Both the mean-field and fluctuation formalisms require a numerical tool that is capable of extremizing the saddle point equations, on the one hand, and reliably solving a loop integral of the susceptibility-type, on the other.
A full, from scratch derivation of the formalism tailored towards a software implementation, is provided and pedagogically reviewed.
The auxiliary particle method allows for a rigorous description of incommensurate magnetic order and compares well to other established numerical and analytical techniques.
Within our analysis, we employ the two-dimensional one-band Hubbard as well as the periodic Anderson model as minimal Hamiltonians for the high-\( T_c{}\) cuprates and Kondo systems, respectively.
For the former, we observe a regime of intertwined charge- and spin-order in the electron-doped regime, which matches recent experimental observations in the cuprate material Nd\(_{2x}\)Ce\(_x\)CuO\(_4\).
Furthermore, we localize the emergence of a Kondo regime in the periodic Anderson model and establish the magnetic phase diagram of the two-band model for topological Kondo insulators.
The emerging antiferromagnetic ground state can be characterized by its topological properties and shows, for a non-trivial phase, topologically protected hinge modes.
We employ the AdS/CFT correspondence and hydrodynamics to analyze the transport properties of \(2+1\) dimensional electron fluids. In this way, we use theoretical methods from both condensed matter and high-energy physics to derive tangible predictions that are directly verifiable in experiment.
The first research topic we consider is strongly-coupled electron fluids. Motivated by early results by Gurzhi on the transport properties of weakly coupled fluids, we consider whether similar properties are manifest in strongly coupled fluids. More specifically, we focus on the hydrodynamic tail of the Gurzhi effect: A decrease in fluid resistance with increasing temperature due to the formation of a Poiseuille flow of electrons in the sample. We show that the hydrodynamic tail of the Gurzhi effect is also realized in strongly coupled and fully relativistic fluids, but with modified quantitative features. Namely, strongly-coupled fluids always exhibit a smaller resistance than weakly coupled ones and are, thus, far more efficient conductors. We also suggest that the coupling dependence of the resistance can be used to measure the coupling strength of the fluid. In view of these measurements, we provide analytical results for the resistance as a function of the shear viscosity over entropy density \(\eta/s\) of the fluid. \(\eta/s\) is itself a known function of the coupling strength in the weak and infinite coupling limits.

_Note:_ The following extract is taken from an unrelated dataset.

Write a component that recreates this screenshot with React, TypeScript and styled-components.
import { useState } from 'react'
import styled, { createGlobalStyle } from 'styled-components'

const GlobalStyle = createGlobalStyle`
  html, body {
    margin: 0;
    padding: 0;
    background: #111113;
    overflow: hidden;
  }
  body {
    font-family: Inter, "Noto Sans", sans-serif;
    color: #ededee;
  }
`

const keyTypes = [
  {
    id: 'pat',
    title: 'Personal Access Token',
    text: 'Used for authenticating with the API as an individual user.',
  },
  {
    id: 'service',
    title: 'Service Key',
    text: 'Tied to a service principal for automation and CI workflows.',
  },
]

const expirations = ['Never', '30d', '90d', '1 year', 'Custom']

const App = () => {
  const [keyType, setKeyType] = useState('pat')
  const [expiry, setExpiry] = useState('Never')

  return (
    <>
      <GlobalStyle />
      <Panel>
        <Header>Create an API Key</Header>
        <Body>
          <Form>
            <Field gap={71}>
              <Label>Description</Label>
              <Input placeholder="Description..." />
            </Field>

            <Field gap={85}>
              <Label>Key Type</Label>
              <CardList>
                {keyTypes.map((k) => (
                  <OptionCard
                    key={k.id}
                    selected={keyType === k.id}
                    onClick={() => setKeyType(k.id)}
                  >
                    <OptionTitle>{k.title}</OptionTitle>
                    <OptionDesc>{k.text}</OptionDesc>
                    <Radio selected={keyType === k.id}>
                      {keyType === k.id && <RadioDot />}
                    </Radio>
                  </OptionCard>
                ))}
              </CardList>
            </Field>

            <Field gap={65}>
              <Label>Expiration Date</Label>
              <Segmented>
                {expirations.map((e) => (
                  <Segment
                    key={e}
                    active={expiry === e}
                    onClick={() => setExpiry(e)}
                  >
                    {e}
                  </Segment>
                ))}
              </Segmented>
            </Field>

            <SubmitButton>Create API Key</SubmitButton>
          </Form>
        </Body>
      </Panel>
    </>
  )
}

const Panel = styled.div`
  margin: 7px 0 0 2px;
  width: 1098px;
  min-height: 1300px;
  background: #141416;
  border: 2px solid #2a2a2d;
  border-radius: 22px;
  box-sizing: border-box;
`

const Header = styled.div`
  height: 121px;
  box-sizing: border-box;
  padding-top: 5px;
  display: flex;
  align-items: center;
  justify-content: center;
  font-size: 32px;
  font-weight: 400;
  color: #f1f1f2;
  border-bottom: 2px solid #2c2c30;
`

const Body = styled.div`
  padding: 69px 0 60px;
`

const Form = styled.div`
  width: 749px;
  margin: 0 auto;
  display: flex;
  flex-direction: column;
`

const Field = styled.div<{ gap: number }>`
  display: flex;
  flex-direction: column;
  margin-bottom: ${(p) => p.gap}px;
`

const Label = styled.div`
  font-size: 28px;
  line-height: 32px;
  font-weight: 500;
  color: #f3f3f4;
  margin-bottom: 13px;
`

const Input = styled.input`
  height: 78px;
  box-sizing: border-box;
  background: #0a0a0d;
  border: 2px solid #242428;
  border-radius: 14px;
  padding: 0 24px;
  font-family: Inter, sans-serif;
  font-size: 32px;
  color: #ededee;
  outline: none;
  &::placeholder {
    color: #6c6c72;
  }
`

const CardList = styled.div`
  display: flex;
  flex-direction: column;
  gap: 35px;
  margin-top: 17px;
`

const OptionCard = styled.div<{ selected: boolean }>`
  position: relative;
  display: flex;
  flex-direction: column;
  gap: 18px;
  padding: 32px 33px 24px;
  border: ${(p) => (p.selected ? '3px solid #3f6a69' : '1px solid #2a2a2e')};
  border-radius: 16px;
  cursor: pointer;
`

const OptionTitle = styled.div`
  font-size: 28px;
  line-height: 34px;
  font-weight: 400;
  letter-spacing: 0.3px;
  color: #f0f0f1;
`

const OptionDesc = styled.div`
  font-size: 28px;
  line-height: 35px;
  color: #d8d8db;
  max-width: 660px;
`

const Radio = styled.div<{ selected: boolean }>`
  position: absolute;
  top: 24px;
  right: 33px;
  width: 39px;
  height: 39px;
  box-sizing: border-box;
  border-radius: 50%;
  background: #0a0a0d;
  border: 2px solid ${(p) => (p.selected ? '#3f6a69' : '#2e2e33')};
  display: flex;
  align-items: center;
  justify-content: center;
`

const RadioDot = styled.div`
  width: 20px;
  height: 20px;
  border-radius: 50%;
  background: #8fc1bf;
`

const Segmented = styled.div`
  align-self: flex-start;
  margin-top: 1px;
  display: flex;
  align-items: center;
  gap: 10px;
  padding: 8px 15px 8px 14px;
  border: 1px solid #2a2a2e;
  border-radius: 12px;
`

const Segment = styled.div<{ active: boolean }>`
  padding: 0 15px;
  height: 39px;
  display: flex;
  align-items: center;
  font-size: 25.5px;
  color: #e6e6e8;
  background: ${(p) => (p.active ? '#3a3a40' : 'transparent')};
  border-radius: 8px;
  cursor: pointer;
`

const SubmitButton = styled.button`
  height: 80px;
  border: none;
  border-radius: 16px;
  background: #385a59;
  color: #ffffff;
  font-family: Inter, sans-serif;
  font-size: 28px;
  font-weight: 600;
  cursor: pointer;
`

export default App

In further analysis for strongly-coupled fluids, we propose a novel strongly coupled Dirac material based on a kagome lattice, Scandium-substituted Herbertsmithite (ScHb). The large coupling strength of this material, as well as its Dirac nature, provides us with theoretical and experimental access to non-perturbative relativistic and quantum critical physics. A highly suitable method for analyzing such a material's transport properties is the AdS/CFT correspondence. Concretely, using AdS/CFT we derive an estimate for ScHb's \(\eta/s\) and show that it takes a value much smaller than that observed in weakly coupled materials. In turn, the smallness of \(\eta/s\) implies that ScHb's Reynolds number, \(Re\), is large. In fact, \(Re\) is large enough for turbulence, the most prevalent feature of fluids in nature, to make its appearance for the first time in electronic fluids.
Switching gears, we proceed to the second research topic considered in this thesis: Weakly coupled parity-breaking electron fluids. More precisely, we analyze the quantitative and qualitative changes to the classical Hall effect, for electrons propagating hydrodynamically in a lead. Apart from the Lorentz force, a parity-breaking fluid's motion is also impacted by the Hall-viscous force; the shear-stress force induced by the Hall-viscosity. We show that the interplay of these two forces leads to a hydrodynamic Hall voltage with non-linear dependence on the magnetic field. More importantly, the Lorentz and Hall-viscous forces become equal at a non-vanishing magnetic field, leading to a trivial hydrodynamic Hall voltage. Moreover, for small magnetic fields we provide analytic results for the dependence of the hydrodynamic Hall voltage on all experimentally-tuned parameters of our simulations, such as temperature and density. These dependences, along with the zero of the hydrodynamic Hall voltage, are distinct features of hydrodynamic transport and can be used to verify our predictions in experiments.
Last but not least, we consider how a distinctly electronic property, spin, can be included into the hydrodynamic framework. In particular, we construct an effective action for non-dissipative spin hydrodynamics up to first order in a suitably defined derivative expansion. We also show that interesting spin-transport effects appear at second order in the derivative expansion. Namely, we show that the fluid's rotation polarizes its spin. This is the hydrodynamic manifestation of the Barnett effect and provides us with an example of hydrodynamic spintronics.
To conclude this thesis, we discuss several possible extensions of our research, as well as proposals for research in related directions.